As your official Your Country, Your Call news source I feel it my duty to draw to your attention the latest twist in the tale, brought to us by the Irish Times. It involves the spouse of the President contacting the then serving Taoiseach about the payment of public money to a private firm.
Longsuffering readers will recall a time- a better time in their lives- when I did not tell them about Your Country, Your Call. That time ended last February, when it launched itself onto a mostly welcoming world. It brought glamour, pizazz, nobility and hope to the nation. Or, at the very least, that’s what the glossy YouTube videos told us. Here’s Mooney!
(Actually, I just watched that for the first time now and my mind is boggling with non-sequiturs. I’ll struggle on as best I can. I trust you will do the same.)
Through the haze of Tubridy interviews, celebrity endorsements and unqualified praise for positivity, one question seemed a little hard to get a handle on.
Where is the money coming from?
More importantly, is this all being paid for by the taxpayer, directly or indirectly?
Former Governor of the Bank of Ireland, Dr. Laurence Crowley told us that “some €2 million had already been donated to the competition. “We need a little more than that but not a lot more.” The money came from companies mainly, but also from individuals.”
He also, “added that the Government was fully behind the project and had provided “a small amount of money””
That small amount proved to
(a) be €300,000 of public funds and
(b) not to have been provided at all.
Ah well.
Later on, we discovered that not only had the €300k not been coughed up, but that the first the Secretary General of the Department of Enterprise knew of it was when Minister Mary Coughlan dropped the news the day the competition launched. Alas, the Minister seems not to have fully understood how ‘public money’ worked.

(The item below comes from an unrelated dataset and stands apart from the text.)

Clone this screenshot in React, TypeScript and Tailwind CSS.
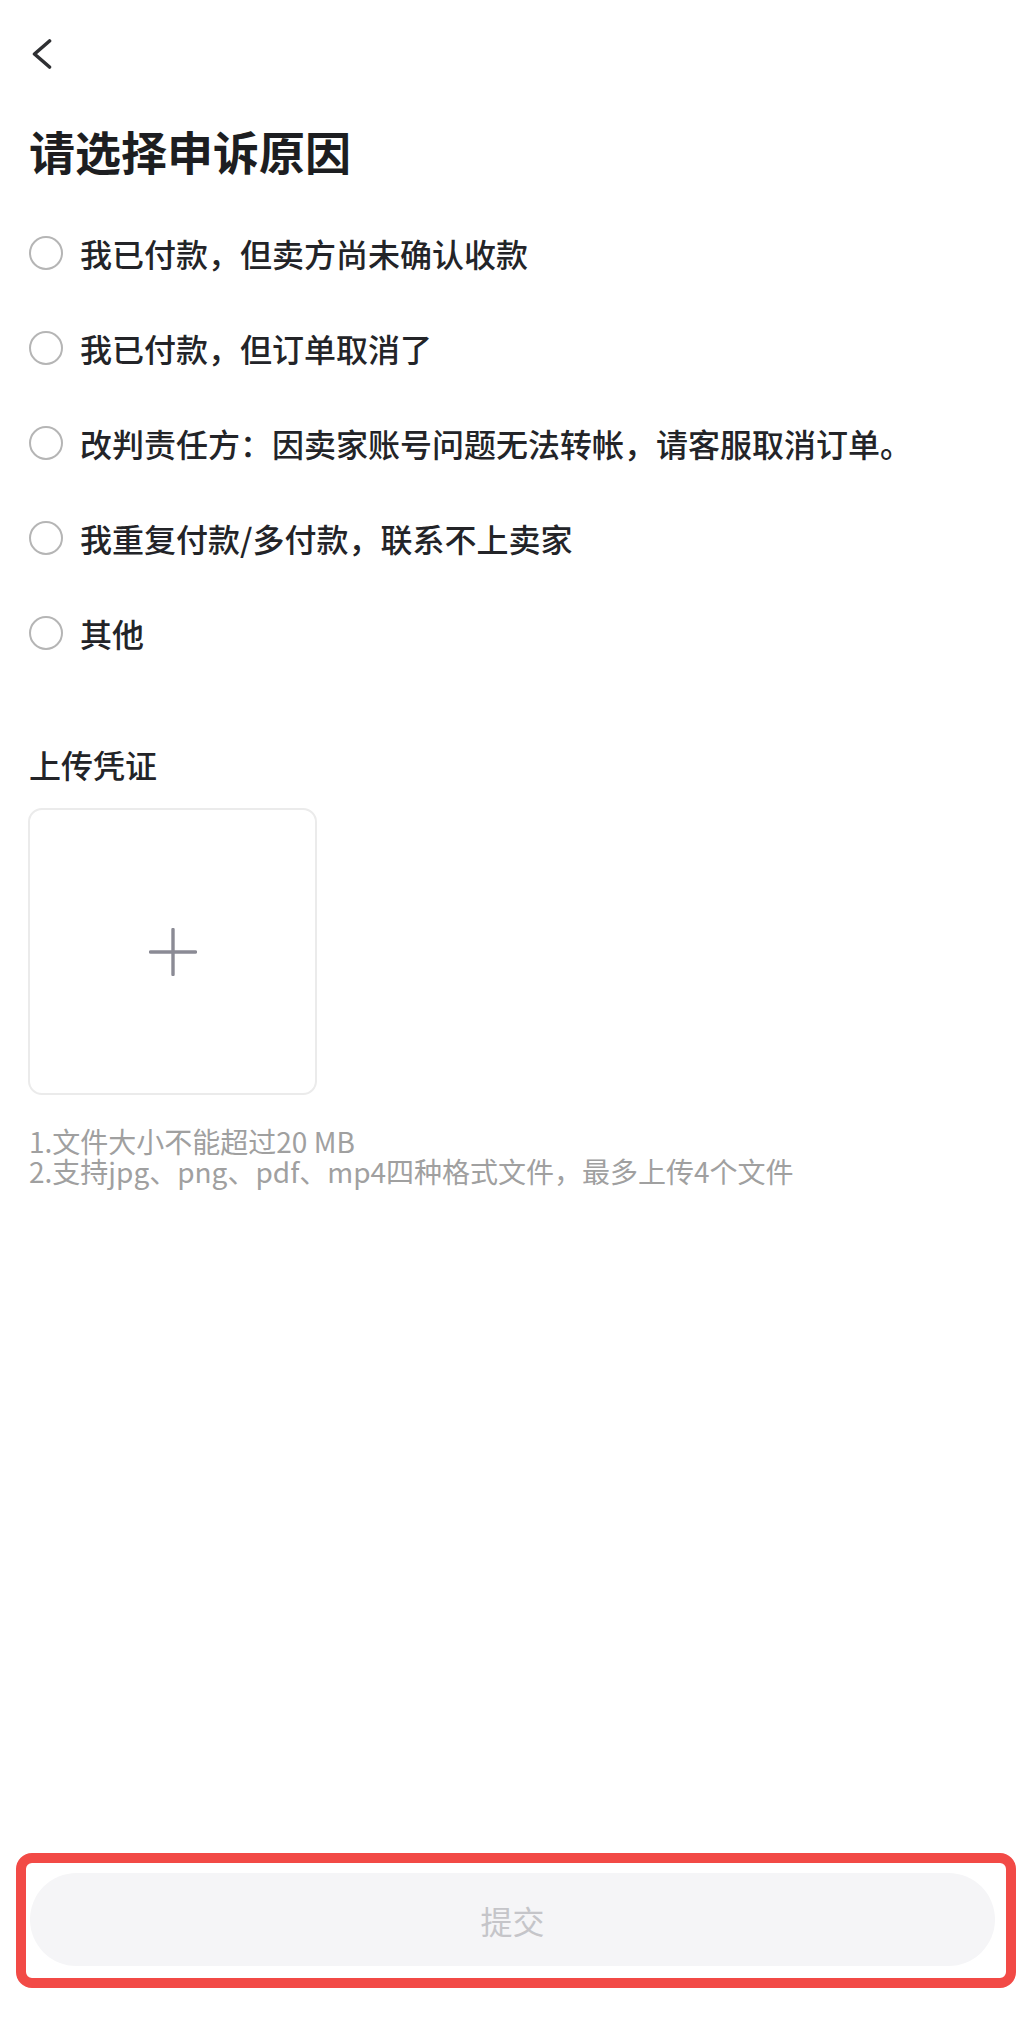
const REASONS = [
  "我已付款，但卖方尚未确认收款",
  "我已付款，但订单取消了",
  "改判责任方：因卖家账号问题无法转帐，请客服取消订单。",
  "我重复付款/多付款，联系不上卖家",
  "其他",
];

function BackIcon() {
  return (
    <svg width="20" height="30" viewBox="0 0 20 30" fill="none" aria-hidden>
      <path
        d="M17.5 2 L2.5 15 L17.5 28"
        stroke="#2f3033"
        strokeWidth="3.6"
        strokeLinecap="round"
        strokeLinejoin="round"
      />
    </svg>
  );
}

function PlusIcon() {
  return (
    <svg width="48" height="48" viewBox="0 0 48 48" fill="none" aria-hidden>
      <path
        d="M24 1.5 V46.5 M1.5 24 H46.5"
        stroke="#8b8b95"
        strokeWidth="3.4"
        strokeLinecap="round"
      />
    </svg>
  );
}

export default function App() {
  return (
    <div className="flex min-h-[2018px] flex-col bg-white font-['Noto_Sans_CJK_SC',sans-serif]">
      <header className="flex h-[108px] items-center pl-[32px]">
        <BackIcon />
      </header>

      <h1 className="mt-[14px] pl-[29px] text-[46px] font-bold leading-[56px] text-[#1d1e21]">
        请选择申诉原因
      </h1>

      <ul className="mt-[27px] px-[29px]">
        {REASONS.map((reason) => (
          <li key={reason} className="flex h-[95px] items-center gap-[17px]">
            <span className="h-[34px] w-[34px] shrink-0 rounded-full border-2 border-[#b5b5b5]" />
            <span className="text-[32px] font-medium leading-[40px] text-[#232428]">
              {reason}
            </span>
          </li>
        ))}
      </ul>

      <section className="mt-[64px] px-[28px]">
        <h2 className="pl-px text-[32px] font-medium leading-[40px] text-[#232428]">
          上传凭证
        </h2>
        <button
          type="button"
          className="mt-[24px] flex h-[287px] w-[289px] items-center justify-center rounded-[14px] border-2 border-[#ebebeb] bg-white"
        >
          <PlusIcon />
        </button>
        <div className="mt-[31px] pl-px text-[28px] leading-[30px] text-[#a0a0a0]">
          <p>1.文件大小不能超过20 MB</p>
          <p>2.支持jpg、png、pdf、mp4四种格式文件，最多上传4个文件</p>
        </div>
      </section>

      <footer className="mt-auto mr-[8px] mb-[30px] ml-[16px] rounded-[16px] border-[10px] border-[#f24a46] pt-[10px] pr-[11px] pb-[12px] pl-[4px]">
        <button
          type="button"
          disabled
          className="flex h-[93px] w-full items-center justify-center rounded-full bg-[#f5f5f7] text-[32px] leading-none text-[#c5c5c9]"
        >
          提交
        </button>
      </footer>
    </div>
  );
}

“It took some time to establish precisely the nature of the commitment which the Tanaiste had given to the YCYC initiative. However, the Tanaiste advised the Secretary General on 17 February that, following discussions with the Minister for Finance, €300,000 was to be provided in this Department’s Vote [budget] for the purposes of supporting the initiative
This information was conveyed by the Tanaiste on the day prior to the publication of the 2010 Revised Estimates. The Department of Finance officials with whom we were in regular contact in preparing the Estimates were unaware of the arrangement to support YCYC and, given the timing, it was not possible to have an additional €300,000 included in the Department’s published Estimate for 2010.
The current situation is that a commitment clearly appears to have been given at a political level to provide financial support to the YCYC initiative. However, no additional funding has been made available to the Department to provide such support.
Helpful lesson for us all: If you’re going to get a political promise made to you, make sure it’s from someone you can rely on to deliver.
The Department of Enterprise’s Finance Officer prepared a briefing note regarding the proposal to pay the money to the Your Country Your Call organisers.
Allocation of funds to the initiative would “essentially constitute a grant to the organising body, An Smaoineamh Mór”, the finance officer stated.
And there the matter of the €300,000 of our money- all right, the ECB’s money now- rested until today’s FOI release revealed that, after the Sec-Gen of Enterprise’s frankly Neg-Head slowness in coughing up the public readies, the husband of the President of Ireland contacted him in December.
Mr Martin McAleese has confirmed to me that adequate funding for this initiative was secured from non-exchequer sources. On that basis I agreed with Mr McAleese that there was no need for any exchequer contribution and that monies from this department were not needed
Which is peculiar, because Mr. McAleese isn’t a listed as either a director or holder of any office with the company which runs and owns the your Country, Your Call competition. Though he does seem to have been rather deeply involved with it.
From the Irish Times today again;
Correspondence between officials in the Department of Enterprise – then headed by Ms Coughlan – reveals Dr McAleese told them he had also raised the question of funding with then taoiseach Brian Cowen.
That’s the serving President’s husband contacting the Taoiseach of the day about paying public money to a private company whose activities he was promoting.
Even I stopped for a moment when I read that.
3 Comments
It seems as if you might be making a very important point here but I found it difficult to follow this story. Would be great to hear a “dumbed down” version of this for us folk who don’t keep abreast of Irish politics as much as we should.